▶ **Requirement**
Copy the material that follows word for word and omit its pictures.

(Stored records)
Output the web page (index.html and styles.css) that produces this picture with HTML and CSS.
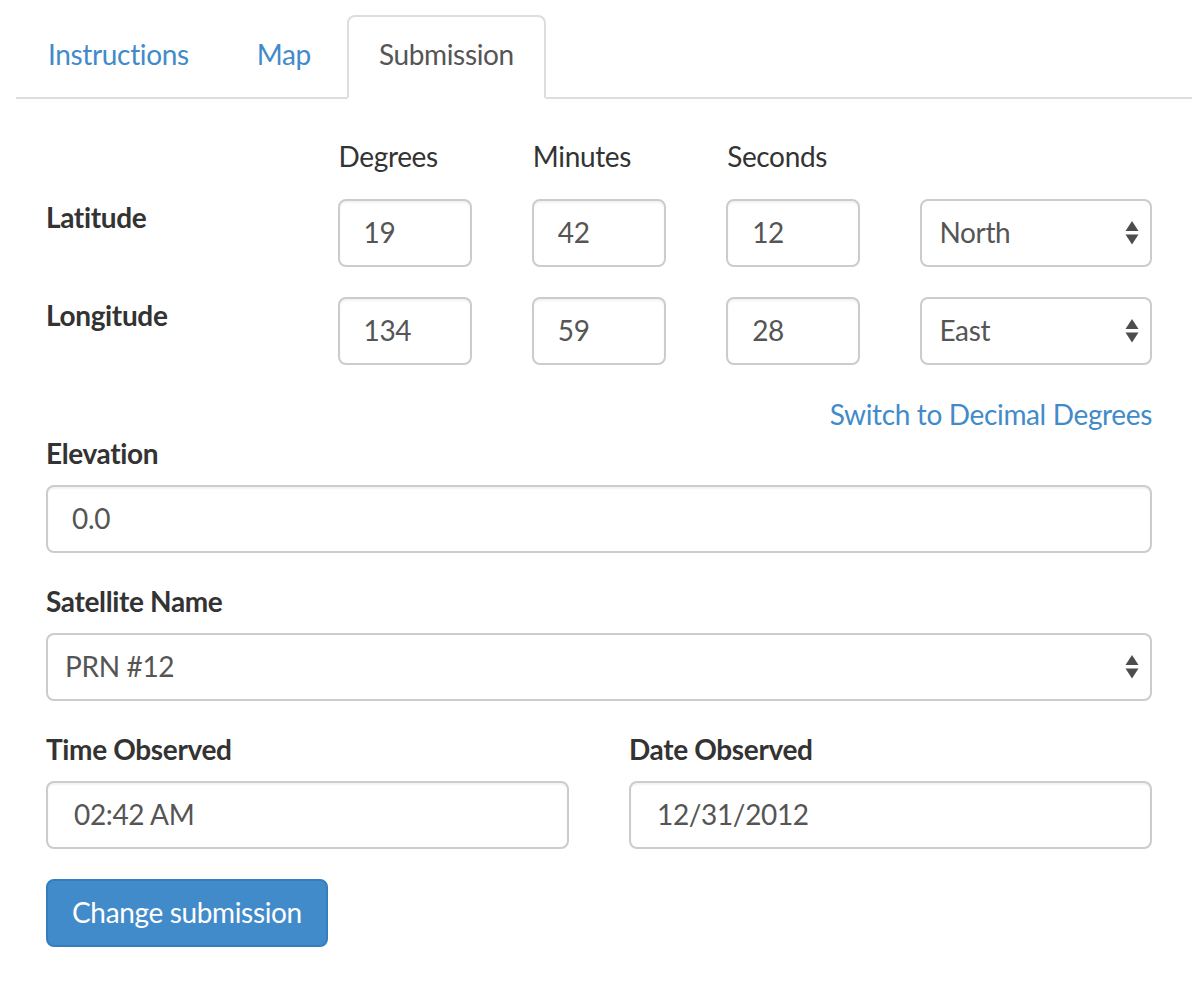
FILE: index.html
```html
<!DOCTYPE html>
<html lang="en">
<head>
<meta charset="utf-8">
<title>Submission</title>
<link rel="stylesheet" href="styles.css">
</head>
<body>
<div class="page">
  <ul class="tabs">
    <li class="tab"><a href="#">Instructions</a></li>
    <li class="tab"><a href="#">Map</a></li>
    <li class="tab active"><a href="#">Submission</a></li>
  </ul>
  <form class="panel">
    <div class="coord-grid coord-head">
      <div></div>
      <div class="col-head">Degrees</div>
      <div class="col-head">Minutes</div>
      <div class="col-head">Seconds</div>
      <div></div>
    </div>
    <div class="coord-grid coord-rows">
      <label class="row-label">Latitude</label>
      <input class="control" type="text" value="19">
      <input class="control" type="text" value="42">
      <input class="control" type="text" value="12">
      <div class="select-wrap">
        <select class="control select"><option>North</option><option>South</option></select>
        <svg class="caret" width="14" height="24" viewBox="0 0 14 24"><polygon points="7,0 13.5,10 0.5,10"/><polygon points="0.5,13.5 13.5,13.5 7,23.5"/></svg>
      </div>
      <label class="row-label">Longitude</label>
      <input class="control" type="text" value="134">
      <input class="control" type="text" value="59">
      <input class="control" type="text" value="28">
      <div class="select-wrap">
        <select class="control select"><option>East</option><option>West</option></select>
        <svg class="caret" width="14" height="24" viewBox="0 0 14 24"><polygon points="7,0 13.5,10 0.5,10"/><polygon points="0.5,13.5 13.5,13.5 7,23.5"/></svg>
      </div>
    </div>
    <div class="switch-row"><a href="#" class="link">Switch to Decimal Degrees</a></div>
    <div class="field">
      <label class="field-label">Elevation</label>
      <input class="control" type="text" value="0.0">
    </div>
    <div class="field">
      <label class="field-label">Satellite Name</label>
      <div class="select-wrap">
        <select class="control select"><option>PRN #12</option></select>
        <svg class="caret" width="14" height="24" viewBox="0 0 14 24"><polygon points="7,0 13.5,10 0.5,10"/><polygon points="0.5,13.5 13.5,13.5 7,23.5"/></svg>
      </div>
    </div>
    <div class="two-col">
      <div class="field">
        <label class="field-label">Time Observed</label>
        <input class="control wide-pad" type="text" value="02:42 AM">
      </div>
      <div class="field">
        <label class="field-label">Date Observed</label>
        <input class="control wide-pad" type="text" value="12/31/2012">
      </div>
    </div>
    <button type="button" class="btn">Change submission</button>
  </form>
</div>
</body>
</html>
```

FILE: styles.css
```css
* { box-sizing: border-box; }
html, body { margin: 0; padding: 0; background: #fff; }
body {
  font-family: Lato, "Open Sans", sans-serif;
  font-size: 28px;
  line-height: 40px;
  letter-spacing: -0.35px;
  color: #333;
}
.page {
  padding: 15px 0 0 16px;
}
.tabs {
  list-style: none;
  margin: 0;
  padding: 0;
  display: flex;
  border-bottom: 2px solid #ddd;
}
.tab {
  margin-bottom: -2px;
  margin-right: 4px;
}
.tab a {
  display: block;
  padding: 17px 30px 23px;
  line-height: 40px;
  border: 2px solid transparent;
  border-radius: 8px 8px 0 0;
  color: #428bca;
  text-decoration: none;
}
.tab.active a {
  color: #555;
  background: #fff;
  border-color: #ddd #ddd transparent;
}
.panel {
  width: 1166px;
  margin: 0;
  padding: 38px 30px 40px 30px;
}
.coord-grid {
  display: grid;
  grid-template-columns: 231.5fr 134.3fr 134.3fr 134.3fr 231.5fr;
  column-gap: 60px;
}
.coord-head {
  margin-bottom: 22px;
}
.coord-rows {
  row-gap: 30px;
}
.col-head {
  line-height: 38px;
  padding-bottom: 2px;
  padding-left: 1px;
}
.row-label {
  font-weight: bold;
  line-height: 36px;
  align-self: start;
}
.control {
  display: block;
  width: 100%;
  height: 68px;
  margin: 0;
  padding: 0 24px 3px;
  font-family: inherit;
  font-size: 28px;
  letter-spacing: -0.35px;
  color: #555;
  background: #fff;
  border: 2px solid #ccc;
  border-radius: 8px;
  box-shadow: inset 0 2px 2px rgba(0,0,0,0.05);
  outline: none;
}
.wide-pad { padding-left: 26px; }
.select-wrap {
  position: relative;
}
.select {
  -webkit-appearance: none;
  appearance: none;
  padding-left: 17px;
  padding-right: 40px;
  box-shadow: none;
}
.caret {
  position: absolute;
  right: 13px;
  top: 50%;
  transform: translateY(-50%);
  fill: #4d4d4d;
  pointer-events: none;
}
.switch-row {
  margin-top: 30px;
  text-align: right;
  line-height: 38px;
  padding-bottom: 2px;
}
.link {
  color: #428bca;
  text-decoration: none;
}
.field {
  margin-bottom: 30px;
}
.field-label {
  display: block;
  font-weight: bold;
  line-height: 36px;
  margin-bottom: 14px;
}
.two-col {
  display: grid;
  grid-template-columns: 1fr 1fr;
  column-gap: 60px;
}
.btn {
  display: block;
  height: 68px;
  padding: 0 24px 3px;
  font-family: inherit;
  font-size: 28px;
  letter-spacing: -0.35px;
  color: #fff;
  background: #428bca;
  border: 2px solid #357ebd;
  border-radius: 8px;
  cursor: pointer;
}
```
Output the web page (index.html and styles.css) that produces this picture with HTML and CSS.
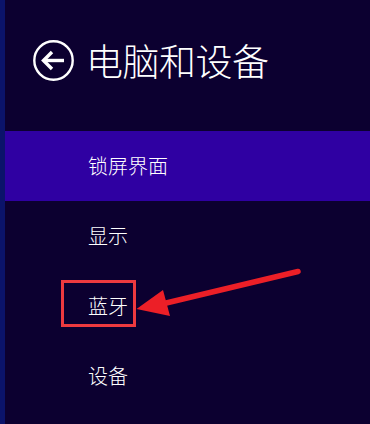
FILE: index.html
```html
<!DOCTYPE html>
<html lang="zh-CN">
<head>
<meta charset="utf-8">
<title>电脑和设备</title>
<link rel="stylesheet" href="styles.css">
</head>
<body>
<div class="page">
  <header class="header">
    <svg class="back" width="41" height="41" viewBox="0 0 41 41" aria-hidden="true">
      <circle cx="20.5" cy="20.5" r="19.2" fill="none" stroke="#fff" stroke-width="2.4"/>
      <path d="M10.5 20.5 H31" fill="none" stroke="#fff" stroke-width="3.4"/>
      <path d="M19 12 L10.5 20.5 L19 29" fill="none" stroke="#fff" stroke-width="3.4" stroke-linejoin="miter"/>
    </svg>
    <h1 class="title">电脑和设备</h1>
  </header>
  <nav class="menu">
    <div class="item selected">锁屏界面</div>
    <div class="item">显示</div>
    <div class="item">蓝牙</div>
    <div class="item">设备</div>
  </nav>
  <svg class="annot" width="370" height="424" viewBox="0 0 370 424" aria-hidden="true">
    <rect x="62.5" y="281.5" width="72" height="44" fill="none" stroke="#ee3a3f" stroke-width="3"/>
    <path d="M298 271.5 L162 304" fill="none" stroke="#ec1f27" stroke-width="5.5" stroke-linecap="round"/>
    <path d="M136.5 309 L163 290 L170 316 Z" fill="#ec1f27"/>
  </svg>
</div>
</body>
</html>
```
FILE: styles.css
```css
html, body {
  margin: 0;
  padding: 0;
}
body {
  background: #0c0030;
  font-family: "Noto Sans CJK SC", "Noto Sans", sans-serif;
  color: #ffffff;
}
.page {
  position: relative;
  width: 370px;
  height: 424px;
  box-sizing: border-box;
  border-left: 5px solid #0b136a;
  overflow: hidden;
}
.header {
  height: 131px;
  box-sizing: border-box;
  padding: 40px 0 0 28px;
  display: flex;
  align-items: flex-start;
  gap: 12px;
}
.back {
  display: block;
  flex: none;
}
.title {
  margin: 0;
  font-size: 37px;
  font-weight: 300;
  line-height: 40px;
  letter-spacing: -0.5px;
}
.menu {
  display: flex;
  flex-direction: column;
}
.item {
  height: 70px;
  display: flex;
  align-items: center;
  padding-left: 83px;
  font-size: 20px;
  font-weight: 300;
  line-height: 24px;
}
.item.selected {
  background: #2f00a2;
}
.annot {
  position: absolute;
  left: -5px;
  top: 0;
  pointer-events: none;
}
```
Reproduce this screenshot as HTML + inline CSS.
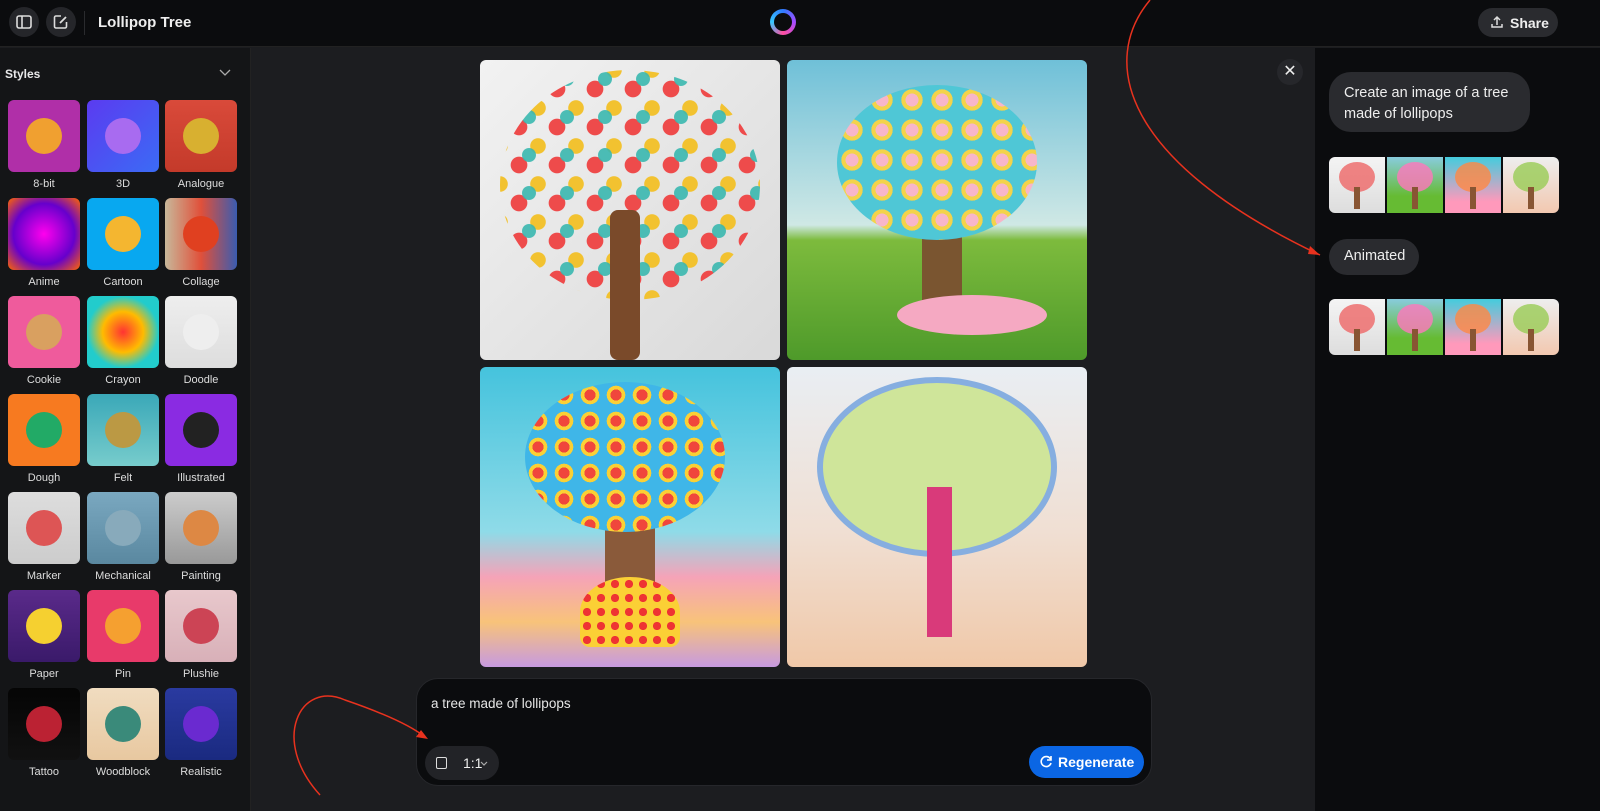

▶ **Expected output**
Output the web page (index.html and styles.css) that produces this picture with HTML and CSS.
FILE: index.html
```html
<!DOCTYPE html>
<html lang="en">
<head>
<meta charset="utf-8">
<title>Submission</title>
<link rel="stylesheet" href="styles.css">
</head>
<body>
<div class="page">
  <ul class="tabs">
    <li class="tab"><a href="#">Instructions</a></li>
    <li class="tab"><a href="#">Map</a></li>
    <li class="tab active"><a href="#">Submission</a></li>
  </ul>
  <form class="panel">
    <div class="coord-grid coord-head">
      <div></div>
      <div class="col-head">Degrees</div>
      <div class="col-head">Minutes</div>
      <div class="col-head">Seconds</div>
      <div></div>
    </div>
    <div class="coord-grid coord-rows">
      <label class="row-label">Latitude</label>
      <input class="control" type="text" value="19">
      <input class="control" type="text" value="42">
      <input class="control" type="text" value="12">
      <div class="select-wrap">
        <select class="control select"><option>North</option><option>South</option></select>
        <svg class="caret" width="14" height="24" viewBox="0 0 14 24"><polygon points="7,0 13.5,10 0.5,10"/><polygon points="0.5,13.5 13.5,13.5 7,23.5"/></svg>
      </div>
      <label class="row-label">Longitude</label>
      <input class="control" type="text" value="134">
      <input class="control" type="text" value="59">
      <input class="control" type="text" value="28">
      <div class="select-wrap">
        <select class="control select"><option>East</option><option>West</option></select>
        <svg class="caret" width="14" height="24" viewBox="0 0 14 24"><polygon points="7,0 13.5,10 0.5,10"/><polygon points="0.5,13.5 13.5,13.5 7,23.5"/></svg>
      </div>
    </div>
    <div class="switch-row"><a href="#" class="link">Switch to Decimal Degrees</a></div>
    <div class="field">
      <label class="field-label">Elevation</label>
      <input class="control" type="text" value="0.0">
    </div>
    <div class="field">
      <label class="field-label">Satellite Name</label>
      <div class="select-wrap">
        <select class="control select"><option>PRN #12</option></select>
        <svg class="caret" width="14" height="24" viewBox="0 0 14 24"><polygon points="7,0 13.5,10 0.5,10"/><polygon points="0.5,13.5 13.5,13.5 7,23.5"/></svg>
      </div>
    </div>
    <div class="two-col">
      <div class="field">
        <label class="field-label">Time Observed</label>
        <input class="control wide-pad" type="text" value="02:42 AM">
      </div>
      <div class="field">
        <label class="field-label">Date Observed</label>
        <input class="control wide-pad" type="text" value="12/31/2012">
      </div>
    </div>
    <button type="button" class="btn">Change submission</button>
  </form>
</div>
</body>
</html>
```

FILE: styles.css
```css
* { box-sizing: border-box; }
html, body { margin: 0; padding: 0; background: #fff; }
body {
  font-family: Lato, "Open Sans", sans-serif;
  font-size: 28px;
  line-height: 40px;
  letter-spacing: -0.35px;
  color: #333;
}
.page {
  padding: 15px 0 0 16px;
}
.tabs {
  list-style: none;
  margin: 0;
  padding: 0;
  display: flex;
  border-bottom: 2px solid #ddd;
}
.tab {
  margin-bottom: -2px;
  margin-right: 4px;
}
.tab a {
  display: block;
  padding: 17px 30px 23px;
  line-height: 40px;
  border: 2px solid transparent;
  border-radius: 8px 8px 0 0;
  color: #428bca;
  text-decoration: none;
}
.tab.active a {
  color: #555;
  background: #fff;
  border-color: #ddd #ddd transparent;
}
.panel {
  width: 1166px;
  margin: 0;
  padding: 38px 30px 40px 30px;
}
.coord-grid {
  display: grid;
  grid-template-columns: 231.5fr 134.3fr 134.3fr 134.3fr 231.5fr;
  column-gap: 60px;
}
.coord-head {
  margin-bottom: 22px;
}
.coord-rows {
  row-gap: 30px;
}
.col-head {
  line-height: 38px;
  padding-bottom: 2px;
  padding-left: 1px;
}
.row-label {
  font-weight: bold;
  line-height: 36px;
  align-self: start;
}
.control {
  display: block;
  width: 100%;
  height: 68px;
  margin: 0;
  padding: 0 24px 3px;
  font-family: inherit;
  font-size: 28px;
  letter-spacing: -0.35px;
  color: #555;
  background: #fff;
  border: 2px solid #ccc;
  border-radius: 8px;
  box-shadow: inset 0 2px 2px rgba(0,0,0,0.05);
  outline: none;
}
.wide-pad { padding-left: 26px; }
.select-wrap {
  position: relative;
}
.select {
  -webkit-appearance: none;
  appearance: none;
  padding-left: 17px;
  padding-right: 40px;
  box-shadow: none;
}
.caret {
  position: absolute;
  right: 13px;
  top: 50%;
  transform: translateY(-50%);
  fill: #4d4d4d;
  pointer-events: none;
}
.switch-row {
  margin-top: 30px;
  text-align: right;
  line-height: 38px;
  padding-bottom: 2px;
}
.link {
  color: #428bca;
  text-decoration: none;
}
.field {
  margin-bottom: 30px;
}
.field-label {
  display: block;
  font-weight: bold;
  line-height: 36px;
  margin-bottom: 14px;
}
.two-col {
  display: grid;
  grid-template-columns: 1fr 1fr;
  column-gap: 60px;
}
.btn {
  display: block;
  height: 68px;
  padding: 0 24px 3px;
  font-family: inherit;
  font-size: 28px;
  letter-spacing: -0.35px;
  color: #fff;
  background: #428bca;
  border: 2px solid #357ebd;
  border-radius: 8px;
  cursor: pointer;
}
```
Output the web page (index.html and styles.css) that produces this picture with HTML and CSS.
FILE: index.html
```html
<!DOCTYPE html>
<html lang="zh-CN">
<head>
<meta charset="utf-8">
<title>电脑和设备</title>
<link rel="stylesheet" href="styles.css">
</head>
<body>
<div class="page">
  <header class="header">
    <svg class="back" width="41" height="41" viewBox="0 0 41 41" aria-hidden="true">
      <circle cx="20.5" cy="20.5" r="19.2" fill="none" stroke="#fff" stroke-width="2.4"/>
      <path d="M10.5 20.5 H31" fill="none" stroke="#fff" stroke-width="3.4"/>
      <path d="M19 12 L10.5 20.5 L19 29" fill="none" stroke="#fff" stroke-width="3.4" stroke-linejoin="miter"/>
    </svg>
    <h1 class="title">电脑和设备</h1>
  </header>
  <nav class="menu">
    <div class="item selected">锁屏界面</div>
    <div class="item">显示</div>
    <div class="item">蓝牙</div>
    <div class="item">设备</div>
  </nav>
  <svg class="annot" width="370" height="424" viewBox="0 0 370 424" aria-hidden="true">
    <rect x="62.5" y="281.5" width="72" height="44" fill="none" stroke="#ee3a3f" stroke-width="3"/>
    <path d="M298 271.5 L162 304" fill="none" stroke="#ec1f27" stroke-width="5.5" stroke-linecap="round"/>
    <path d="M136.5 309 L163 290 L170 316 Z" fill="#ec1f27"/>
  </svg>
</div>
</body>
</html>
```
FILE: styles.css
```css
html, body {
  margin: 0;
  padding: 0;
}
body {
  background: #0c0030;
  font-family: "Noto Sans CJK SC", "Noto Sans", sans-serif;
  color: #ffffff;
}
.page {
  position: relative;
  width: 370px;
  height: 424px;
  box-sizing: border-box;
  border-left: 5px solid #0b136a;
  overflow: hidden;
}
.header {
  height: 131px;
  box-sizing: border-box;
  padding: 40px 0 0 28px;
  display: flex;
  align-items: flex-start;
  gap: 12px;
}
.back {
  display: block;
  flex: none;
}
.title {
  margin: 0;
  font-size: 37px;
  font-weight: 300;
  line-height: 40px;
  letter-spacing: -0.5px;
}
.menu {
  display: flex;
  flex-direction: column;
}
.item {
  height: 70px;
  display: flex;
  align-items: center;
  padding-left: 83px;
  font-size: 20px;
  font-weight: 300;
  line-height: 24px;
}
.item.selected {
  background: #2f00a2;
}
.annot {
  position: absolute;
  left: -5px;
  top: 0;
  pointer-events: none;
}
```
Reproduce this screenshot as HTML + inline CSS.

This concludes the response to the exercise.